This wiring matters enormously when you consider what happens the moment you set a goal. Goals, by definition, represent change. Change means entering territory the brain does not yet have a map for. And when the brain encounters something new, something it cannot predict, it does not respond with optimism. Its default is to assume the worst.

That is not a character flaw. It is hardware. The same threat-detection architecture that kept your ancestors from walking into predator territory is the architecture that stalls you before you start the new initiative, defer the difficult conversation, or abandon the fitness routine at week three.

Meaning Before Motion: Why Emotion Drives Behavior

Understanding the survival instinct is one thing. Overcoming it requires something more specific: meaning.

Famed psychologist Louis Cozolino put it plainly: "thinking serves at the pleasure of emotion." The rational case for a goal, the logic, the ROI, the five-year plan, matters far less than what the goal means to you emotionally. Emotion drives behavior. Behavior drives outcomes. The quality of the meaning you assign to a goal determines whether you take the first step and whether you take the hundredth.

The work, then, is not to think harder about your goals. It is to move the brain from "new is threatening" to "staying where I am is more costly than changing." That shift is emotional, not analytical. You need a reason that feels urgent, not just a reason that looks reasonable on paper.

"Thinking serves at the pleasure of emotion."
Louis Cozolino, psychologist and author. Emotion precedes and drives every behavior that produces outcomes.

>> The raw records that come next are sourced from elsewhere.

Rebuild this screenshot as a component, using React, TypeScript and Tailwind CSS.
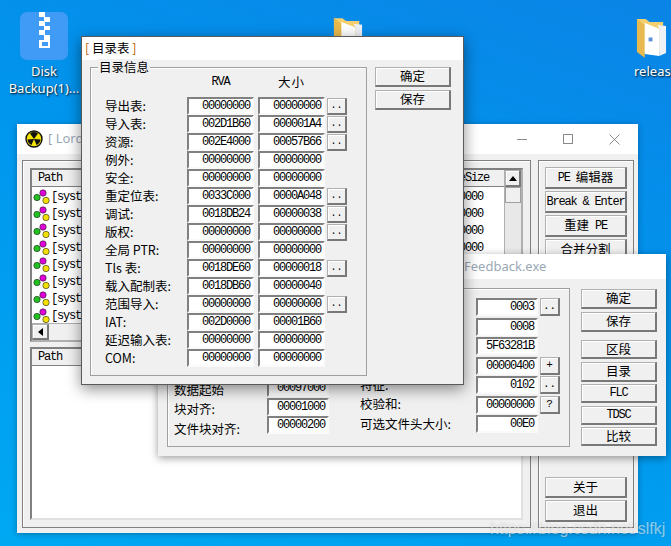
import React from 'react';
import clsx from 'clsx';

const cjk = "font-['Noto_Sans_CJK_SC','Liberation_Sans',sans-serif]";
const mono = "font-['Liberation_Mono','Noto_Sans_CJK_SC',monospace]";

const dirRows = [
  { label: '导出表:', rva: '00000000', size: '00000000', more: true },
  { label: '导入表:', rva: '002D1B60', size: '000001A4', more: true },
  { label: '资源:', rva: '002E4000', size: '00057B66', more: true },
  { label: '例外:', rva: '00000000', size: '00000000', more: false },
  { label: '安全:', rva: '00000000', size: '00000000', more: false },
  { label: '重定位表:', rva: '0033C000', size: '0000A048', more: true },
  { label: '调试:', rva: '0018DB24', size: '00000038', more: true },
  { label: '版权:', rva: '00000000', size: '00000000', more: true },
  { label: '全局 PTR:', rva: '00000000', size: '00000000', more: false },
  { label: 'Tls 表:', rva: '0018DE60', size: '00000018', more: true },
  { label: '载入配制表:', rva: '0018DB60', size: '00000040', more: false },
  { label: '范围导入:', rva: '00000000', size: '00000000', more: true },
  { label: 'IAT:', rva: '002D0000', size: '00001B60', more: false },
  { label: '延迟输入表:', rva: '00000000', size: '00000000', more: false },
  { label: 'COM:', rva: '00000000', size: '00000000', more: false },
];

const leftRows = [
  ['数据起始', '00097000'],
  ['块对齐:', '00001000'],
  ['文件块对齐:', '00000200'],
];

// labels of the first four rows sit behind the directory dialog
const rightRows = [
  { label: '', value: '0003', btn: '..' },
  { label: '', value: '0008', btn: '' },
  { label: '', value: '5F63281B', btn: '' },
  { label: '', value: '00000400', btn: '+' },
  { label: '特征:', value: '0102', btn: '..' },
  { label: '校验和:', value: '00000000', btn: '?' },
  { label: '可选文件头大小:', value: '00E0', btn: '' },
];

function Field({ value, className }: { value: string; className?: string }) {
  return (
    <div
      className={clsx(
        'flex items-center justify-end bg-white border-2 border-t-[#808080] border-l-[#808080] border-r-[#fafafa] border-b-[#fafafa] pr-[2px] text-[12px] tracking-[-1.2px] text-black leading-none',
        mono,
        className,
      )}
    >
      {value}
    </div>
  );
}

function Btn({ children, className }: { children: React.ReactNode; className?: string }) {
  return (
    <div
      className={clsx(
        'flex items-center justify-center bg-[#f0f0f0] border border-[#b0b0b0] border-r-2 border-b-2 border-r-[#787878] border-b-[#787878] text-black leading-none whitespace-nowrap shadow-[inset_1px_1px_0_#ffffff]',
        className,
      )}
    >
      {children}
    </div>
  );
}

function Titlebar({ children, h }: { children: React.ReactNode; h: string }) {
  return <div className={clsx('flex items-center bg-white shrink-0', h)}>{children}</div>;
}

function Balls() {
  return (
    <svg width="17" height="16" viewBox="0 0 17 16" className="shrink-0">
      <circle cx="10" cy="4" r="3.2" fill="#e000d8" stroke="#222" strokeWidth="0.6" />
      <circle cx="4" cy="8.5" r="3.2" fill="#22c020" stroke="#222" strokeWidth="0.6" />
      <circle cx="13" cy="11.5" r="3.2" fill="#f4e000" stroke="#222" strokeWidth="0.6" />
    </svg>
  );
}

function ListHeader({ children }: { children: React.ReactNode }) {
  return (
    <div className={clsx('flex items-center h-[17px] shrink-0 bg-[#f0f0f0] border-b border-[#808080] pl-[6px] text-[12px] tracking-[-1.2px] text-black', mono)}>
      {children}
    </div>
  );
}

function LordWindow() {
  const rows = [0, 1, 2, 3, 4, 5, 6, 7];
  return (
    <div className="absolute left-[17px] top-[124px] w-[621px] h-[409px] flex flex-col bg-[#f0f0f0] shadow-[0_1px_6px_rgba(0,0,0,0.3)]">
      <Titlebar h="h-[30px]">
        <svg width="18" height="18" viewBox="0 0 18 18" className="ml-[8px]">
          <circle cx="9" cy="9" r="8" fill="#f4e400" stroke="#111" strokeWidth="1.4" />
          <path d="M9 9 L5 3.6 A6.7 6.7 0 0 1 13 3.6 Z M9 9 L15.6 9.6 A6.7 6.7 0 0 1 11.5 15 Z M9 9 L6.5 15 A6.7 6.7 0 0 1 2.4 9.6 Z" fill="#111" />
        </svg>
        <span className="ml-[5px] text-[13px] text-[#9aa7b4] font-['Noto_Sans','Noto_Sans_CJK_SC',sans-serif]">[ LordPE Deluxe ]</span>
        <div className="ml-auto flex items-center text-[#8a8a8a]">
          <span className="w-[10px] h-px bg-[#8a8a8a] mr-[36px]" />
          <span className="w-[10px] h-[10px] border border-[#8a8a8a] mr-[36px]" />
          <svg width="11" height="11" viewBox="0 0 11 11" className="mr-[18px]">
            <path d="M0.5 0.5 L10.5 10.5 M10.5 0.5 L0.5 10.5" stroke="#8a8a8a" strokeWidth="1" />
          </svg>
        </div>
      </Titlebar>
      <div className="flex flex-1 pl-[5px] pr-[4px] pt-[6px] pb-[5px] gap-[7px]">
        <div className="flex-1 flex flex-col gap-[5px] border border-[#808080] shadow-[inset_1px_1px_0_#fff] p-[7px]">
          <div className="h-[174px] flex border-2 border-t-[#808080] border-l-[#808080] border-r-[#b0b0b0] border-b-[#b0b0b0] bg-white">
            <div className="flex-1 flex flex-col min-w-0">
              <ListHeader>
                <span>Path</span>
                <span className="ml-auto mr-[15px]">ImageSize</span>
              </ListHeader>
              <div className="flex-1 overflow-hidden pt-[1px]">
                {rows.map((r) => (
                  <div key={r} className={clsx('flex items-center h-[17px] pl-[1px] text-[12px] tracking-[-1.2px] text-black', mono)}>
                    <Balls />
                    <span className="ml-[1px]">[system]</span>
                    <span className="ml-auto mr-[21px]">00010000</span>
                  </div>
                ))}
              </div>
              <div className="h-[17px] shrink-0 flex bg-[#f0f0f0] border-t border-[#b0b0b0]">
                <Btn className="w-[17px]">
                  <svg width="5" height="8" viewBox="0 0 5 8"><path d="M5 0 V8 L0 4 Z" fill="#000" /></svg>
                </Btn>
              </div>
            </div>
            <div className="w-[17px] flex flex-col bg-[#e8e8e8] border-l border-[#b0b0b0]">
              <Btn className="h-[17px]">
                <svg width="8" height="5" viewBox="0 0 8 5"><path d="M0 5 H8 L4 0 Z" fill="#000" /></svg>
              </Btn>
              <div className="h-[16px] bg-[#f0f0f0] border border-[#a0a0a0]" />
            </div>
          </div>
          <div className="flex-1 flex flex-col border-2 border-t-[#808080] border-l-[#808080] border-r-[#e0e0e0] border-b-[#e0e0e0] bg-white">
            <ListHeader>Path</ListHeader>
          </div>
        </div>
        <div className="w-[96px] flex flex-col gap-[2px] border border-[#808080] shadow-[inset_1px_1px_0_#fff] pt-[6px] pb-[5px] px-[6px]">
          <Btn className={clsx('h-[22px] shrink-0 text-[12.5px]', cjk)}>
            <span className={clsx('tracking-[-1.2px] text-[12px] mr-[6px]', mono)}>PE</span>编辑器
          </Btn>
          <Btn className={clsx('h-[22px] shrink-0 text-[12px] tracking-[-1.2px]', mono)}>Break &amp; Enter</Btn>
          <Btn className={clsx('h-[22px] shrink-0 text-[12.5px]', cjk)}>
            重建<span className={clsx('tracking-[-1.2px] text-[12px] ml-[6px]', mono)}>PE</span>
          </Btn>
          <Btn className={clsx('h-[22px] shrink-0 text-[12.5px]', cjk)}>合并分割</Btn>
          <Btn className={clsx('h-[21px] shrink-0 mt-auto text-[12.5px]', cjk)}>关于</Btn>
          <Btn className={clsx('h-[22px] shrink-0 text-[12.5px]', cjk)}>退出</Btn>
        </div>
      </div>
    </div>
  );
}

function HeaderWindow() {
  return (
    <div className="absolute left-[158px] top-[254px] w-[508px] h-[202px] flex flex-col bg-[#f0f0f0] shadow-[0_2px_8px_rgba(0,0,0,0.4)]">
      <Titlebar h="h-[25px]">
        <span className="ml-[306px] text-[13px] text-[#9aa7b4] font-['Noto_Sans',sans-serif]">Feedback.exe</span>
      </Titlebar>
      <div className="flex flex-1 pl-[9px] pr-[9px] pt-[9px] pb-[9px] gap-[11px]">
        <div className="flex-1 flex border border-[#a0a0a0] shadow-[inset_1px_1px_0_#fff] pt-[9px] pl-[6px]">
          <div className="w-[93px] flex flex-col justify-end pb-[8px] gap-[1.5px]">
            {leftRows.map(([label]) => (
              <div key={label} className={clsx('h-[18px] flex items-center text-[12.5px] leading-none text-black whitespace-nowrap', cjk)}>{label}</div>
            ))}
          </div>
          <div className="w-[62px] flex flex-col justify-end pb-[12px] gap-[0.5px]">
            {leftRows.map(([label, value]) => (
              <Field key={label} value={value} className="h-[18px] w-[62px]" />
            ))}
          </div>
          <div className="ml-[31px] w-[116px] flex flex-col gap-[2px]">
            {rightRows.map((r) => (
              <div key={r.value} className={clsx('h-[17.5px] flex items-center text-[12.5px] leading-none text-black whitespace-nowrap', cjk)}>{r.label}</div>
            ))}
          </div>
          <div className="flex flex-col gap-[2px]">
            {rightRows.map((r) => (
              <div key={r.value} className="h-[17.5px] flex gap-[2px]">
                <Field value={r.value} className="h-[18px] w-[62px]" />
                {r.btn && <Btn className={clsx('w-[20px] h-[18px] text-[11px]', mono)}>{r.btn}</Btn>}
              </div>
            ))}
          </div>
        </div>
        <div className="w-[76px] pt-[1px] flex flex-col gap-[2.5px]">
          <Btn className={clsx('h-[20px] text-[12.5px]', cjk)}>确定</Btn>
          <Btn className={clsx('h-[20px] mb-[6px] text-[12.5px]', cjk)}>保存</Btn>
          <Btn className={clsx('h-[19px] text-[12.5px]', cjk)}>区段</Btn>
          <Btn className={clsx('h-[20px] text-[12.5px]', cjk)}>目录</Btn>
          <Btn className={clsx('h-[19px] text-[12px] tracking-[-1.2px]', mono)}>FLC</Btn>
          <Btn className={clsx('h-[19px] text-[12px] tracking-[-1.2px]', mono)}>TDSC</Btn>
          <Btn className={clsx('h-[19px] text-[12.5px]', cjk)}>比较</Btn>
        </div>
      </div>
    </div>
  );
}

function DirectoryDialog() {
  return (
    <div className="absolute left-[81px] top-[36px] w-[383px] h-[349px] flex flex-col bg-[#f0f0f0] border border-[#5a5a5a] shadow-[0_4px_14px_rgba(0,0,0,0.45)]">
      <Titlebar h="h-[23px]">
        <span className={clsx('ml-[3px] text-[12.5px] text-black', cjk)}>
          <span className="text-[#c06000]">[</span> 目录表 <span className="text-[#c06000]">]</span>
        </span>
      </Titlebar>
      <div className="flex flex-1 pl-[8px] pr-[12px] pt-[7px] pb-[8px] gap-[8px]">
        <div className="relative w-[277px] border border-[#a0a0a0] shadow-[inset_1px_1px_0_#fff] pl-[14px] pt-[5px]">
          <span className={clsx('absolute left-[7px] top-[-9px] bg-[#f0f0f0] px-[1px] text-[12.5px] leading-[16px] text-black', cjk)}>目录信息</span>
          <div className="flex h-[18px] mb-[6px] pl-[82px] items-center text-black">
            <span className={clsx('w-[67px] text-center tracking-[-1.2px] text-[12px]', mono)}>RVA</span>
            <span className={clsx('ml-[4px] w-[67px] text-center text-[12.5px] tracking-[1px]', cjk)}>大小</span>
          </div>
          <div className="flex flex-col">
            {dirRows.map((row) => (
              <div key={row.label} className="flex items-center h-[18px]">
                <span className={clsx('w-[82px] text-[12.5px] leading-none text-black whitespace-nowrap', cjk)}>{row.label}</span>
                <Field value={row.rva} className="w-[67px] h-[18px]" />
                <Field value={row.size} className="w-[67px] h-[18px] ml-[4px]" />
                {row.more && <Btn className={clsx('w-[20px] h-[17px] ml-[2px] text-[10px]', mono)}>..</Btn>}
              </div>
            ))}
          </div>
        </div>
        <div className="flex-1 flex flex-col gap-[3px]">
          <Btn className={clsx('h-[20px] text-[12.5px]', cjk)}>确定</Btn>
          <Btn className={clsx('h-[20px] text-[12.5px]', cjk)}>保存</Btn>
        </div>
      </div>
    </div>
  );
}

function FolderIcon({ className }: { className: string }) {
  return (
    <svg viewBox="0 0 32 42" className={className}>
      <path d="M1 2 H10 L14 5 H28 V36 L1 36 Z" fill="#f3cf6f" />
      <path d="M1 2 L9 8 V42 L1 36 Z" fill="#e8b94e" />
      <path d="M9 6 L24 12 V40 L9 38 Z" fill="#ffffff" />
      <path d="M22 8 L31 9 V37 L24 40 V12 Z" fill="#eef1f5" />
      <rect x="13" y="21" width="4" height="4" fill="#5b8fd8" />
    </svg>
  );
}

function DesktopLabel({ children, className }: { children: React.ReactNode; className: string }) {
  return (
    <div className={clsx("absolute text-center text-[13px] leading-[17px] text-white font-['Noto_Sans',sans-serif] [text-shadow:1px_1px_2px_#000]", className)}>
      {children}
    </div>
  );
}

export default function App() {
  return (
    <div className="relative w-[671px] h-[546px] overflow-hidden bg-[linear-gradient(200deg,#0a84e6_0%,#0096ee_45%,#00a8f2_100%)]">
      <div className="absolute left-[20px] top-[12px] w-[48px] h-[48px] rounded-[7px] bg-[#3f9bf6] flex flex-col items-center pl-[1px]">
        <svg width="11" height="36" viewBox="0 0 11 36">
          <path d="M0 0 H6 V5 H0 Z M5 5 H11 V10 H5 Z M0 9 H6 V14 H0 Z M5 14 H11 V18 H5 Z M0 18 H6 V23 H0 Z" fill="#fff" />
          <path d="M5 23 H11 V36 H0 V28 H5 Z" fill="#fff" />
          <rect x="3" y="30" width="6" height="4" fill="#3f9bf6" />
        </svg>
      </div>
      <DesktopLabel className="left-[4px] top-[63px] w-[80px]">Disk<br />Backup(1)...</DesktopLabel>
      <FolderIcon className="absolute left-[333px] top-[16px] w-[30px] h-[40px]" />
      <FolderIcon className="absolute left-[636px] top-[17px] w-[31px] h-[41px]" />
      <DesktopLabel className="left-[634px] top-[63px] whitespace-nowrap">releas</DesktopLabel>

      <LordWindow />
      <HeaderWindow />
      <DirectoryDialog />

      <div className="absolute left-[490px] top-[517px] text-[16px] text-white/55 whitespace-nowrap font-['Liberation_Sans',sans-serif] [text-shadow:0_0_2px_rgba(0,0,0,0.2)]">https://blog.csdn.net/slfkj</div>
    </div>
  );
}
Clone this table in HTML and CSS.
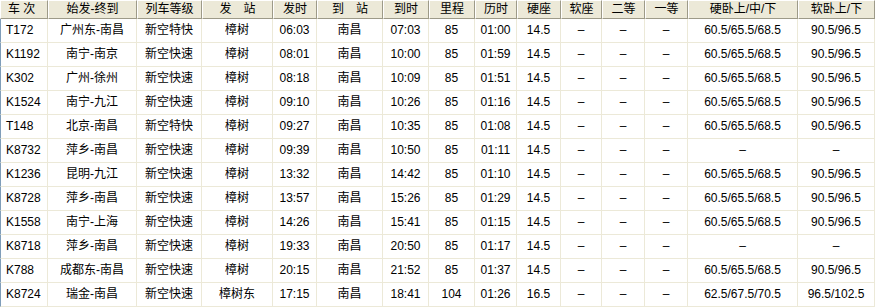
FILE: index.html
```html
<!DOCTYPE html>
<html lang="zh-CN">
<head>
<meta charset="utf-8">
<title>列车时刻表</title>
<link rel="stylesheet" href="styles.css">
</head>
<body>
<table class="grid">
  <colgroup>
    <col class="c48"><col class="c89"><col class="c65"><col class="c71"><col class="c44">
    <col class="c66"><col class="c46"><col class="c46"><col class="c42"><col class="c44">
    <col class="c41"><col class="c43"><col class="c43"><col class="c110"><col class="c77">
  </colgroup>
  <thead>
    <tr>
      <th class="first">车 次</th><th>始发-终到</th><th>列车等级</th><th>发　站</th><th>发时</th>
      <th>到　站</th><th>到时</th><th>里程</th><th>历时</th><th>硬座</th>
      <th>软座</th><th>二等</th><th>一等</th><th>硬卧上/中/下</th><th>软卧上/下</th>
    </tr>
  </thead>
  <tbody>
    <tr><td class="first">T172</td><td>广州东-南昌</td><td>新空特快</td><td>樟树</td><td>06:03</td><td>南昌</td><td>07:03</td><td>85</td><td>01:00</td><td>14.5</td><td>–</td><td>–</td><td>–</td><td>60.5/65.5/68.5</td><td>90.5/96.5</td></tr>
    <tr><td class="first">K1192</td><td>南宁-南京</td><td>新空快速</td><td>樟树</td><td>08:01</td><td>南昌</td><td>10:00</td><td>85</td><td>01:59</td><td>14.5</td><td>–</td><td>–</td><td>–</td><td>60.5/65.5/68.5</td><td>90.5/96.5</td></tr>
    <tr><td class="first">K302</td><td>广州-徐州</td><td>新空快速</td><td>樟树</td><td>08:18</td><td>南昌</td><td>10:09</td><td>85</td><td>01:51</td><td>14.5</td><td>–</td><td>–</td><td>–</td><td>60.5/65.5/68.5</td><td>90.5/96.5</td></tr>
    <tr><td class="first">K1524</td><td>南宁-九江</td><td>新空快速</td><td>樟树</td><td>09:10</td><td>南昌</td><td>10:26</td><td>85</td><td>01:16</td><td>14.5</td><td>–</td><td>–</td><td>–</td><td>60.5/65.5/68.5</td><td>90.5/96.5</td></tr>
    <tr><td class="first">T148</td><td>北京-南昌</td><td>新空特快</td><td>樟树</td><td>09:27</td><td>南昌</td><td>10:35</td><td>85</td><td>01:08</td><td>14.5</td><td>–</td><td>–</td><td>–</td><td>60.5/65.5/68.5</td><td>90.5/96.5</td></tr>
    <tr><td class="first">K8732</td><td>萍乡-南昌</td><td>新空快速</td><td>樟树</td><td>09:39</td><td>南昌</td><td>10:50</td><td>85</td><td>01:11</td><td>14.5</td><td>–</td><td>–</td><td>–</td><td>–</td><td>–</td></tr>
    <tr><td class="first">K1236</td><td>昆明-九江</td><td>新空快速</td><td>樟树</td><td>13:32</td><td>南昌</td><td>14:42</td><td>85</td><td>01:10</td><td>14.5</td><td>–</td><td>–</td><td>–</td><td>60.5/65.5/68.5</td><td>90.5/96.5</td></tr>
    <tr><td class="first">K8728</td><td>萍乡-南昌</td><td>新空快速</td><td>樟树</td><td>13:57</td><td>南昌</td><td>15:26</td><td>85</td><td>01:29</td><td>14.5</td><td>–</td><td>–</td><td>–</td><td>60.5/65.5/68.5</td><td>90.5/96.5</td></tr>
    <tr><td class="first">K1558</td><td>南宁-上海</td><td>新空快速</td><td>樟树</td><td>14:26</td><td>南昌</td><td>15:41</td><td>85</td><td>01:15</td><td>14.5</td><td>–</td><td>–</td><td>–</td><td>60.5/65.5/68.5</td><td>90.5/96.5</td></tr>
    <tr><td class="first">K8718</td><td>萍乡-南昌</td><td>新空快速</td><td>樟树</td><td>19:33</td><td>南昌</td><td>20:50</td><td>85</td><td>01:17</td><td>14.5</td><td>–</td><td>–</td><td>–</td><td>–</td><td>–</td></tr>
    <tr><td class="first">K788</td><td>成都东-南昌</td><td>新空快速</td><td>樟树</td><td>20:15</td><td>南昌</td><td>21:52</td><td>85</td><td>01:37</td><td>14.5</td><td>–</td><td>–</td><td>–</td><td>60.5/65.5/68.5</td><td>90.5/96.5</td></tr>
    <tr><td class="first">K8724</td><td>瑞金-南昌</td><td>新空快速</td><td>樟树东</td><td>17:15</td><td>南昌</td><td>18:41</td><td>104</td><td>01:26</td><td>16.5</td><td>–</td><td>–</td><td>–</td><td>62.5/67.5/70.5</td><td>96.5/102.5</td></tr>
  </tbody>
</table>
</body>
</html>
```

FILE: styles.css
```css
html, body {
  margin: 0;
  padding: 0;
  background: #ffffff;
}

.grid {
  width: 875px;
  table-layout: fixed;
  border-collapse: separate;
  border-spacing: 0;
  font-family: "Liberation Sans", "Noto Sans CJK SC", sans-serif;
  font-size: 12px;
  color: #000000;
}

.c48 { width: 48px; }
.c89 { width: 89px; }
.c65 { width: 65px; }
.c71 { width: 71px; }
.c44 { width: 44px; }
.c66 { width: 66px; }
.c46 { width: 46px; }
.c42 { width: 42px; }
.c41 { width: 41px; }
.c43 { width: 43px; }
.c110 { width: 110px; }
.c77 { width: 77px; }

.grid th {
  height: 17px;
  padding: 0;
  font-weight: normal;
  text-align: center;
  white-space: pre;
  overflow: hidden;
  background: #ece9d8;
  border-top: 1px solid #ffffff;
  border-left: 1px solid #ffffff;
  border-right: 1px solid #9d9a88;
  border-bottom: 1px solid #9d9a88;
  line-height: 17px;
}

.grid th.first {
  text-align: left;
  padding-left: 7px;
}

.grid td {
  height: 23px;
  padding: 0;
  text-align: center;
  white-space: nowrap;
  overflow: hidden;
  border-right: 1px solid #ece9d8;
  border-bottom: 1px solid #ece9d8;
  line-height: 23px;
}

.grid td.first {
  text-align: left;
  padding-left: 5px;
  border-left: 1px solid #7f9db9;
}
```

The Dopamine Trap: Why Sharing Goals Backfires

Here is where the counterintuitive part comes in. If you are serious about a goal, keep it to yourself.

Dr. Marwa Azab's research on intention versus implementation explains why. When we announce a goal and others respond with admiration, the brain releases dopamine. The same neurochemical reward that comes from actually achieving something arrives early, as a kind of advance payment. And once the dopamine arrives, the drive to pursue the goal decreases. The brain has already gotten its payoff.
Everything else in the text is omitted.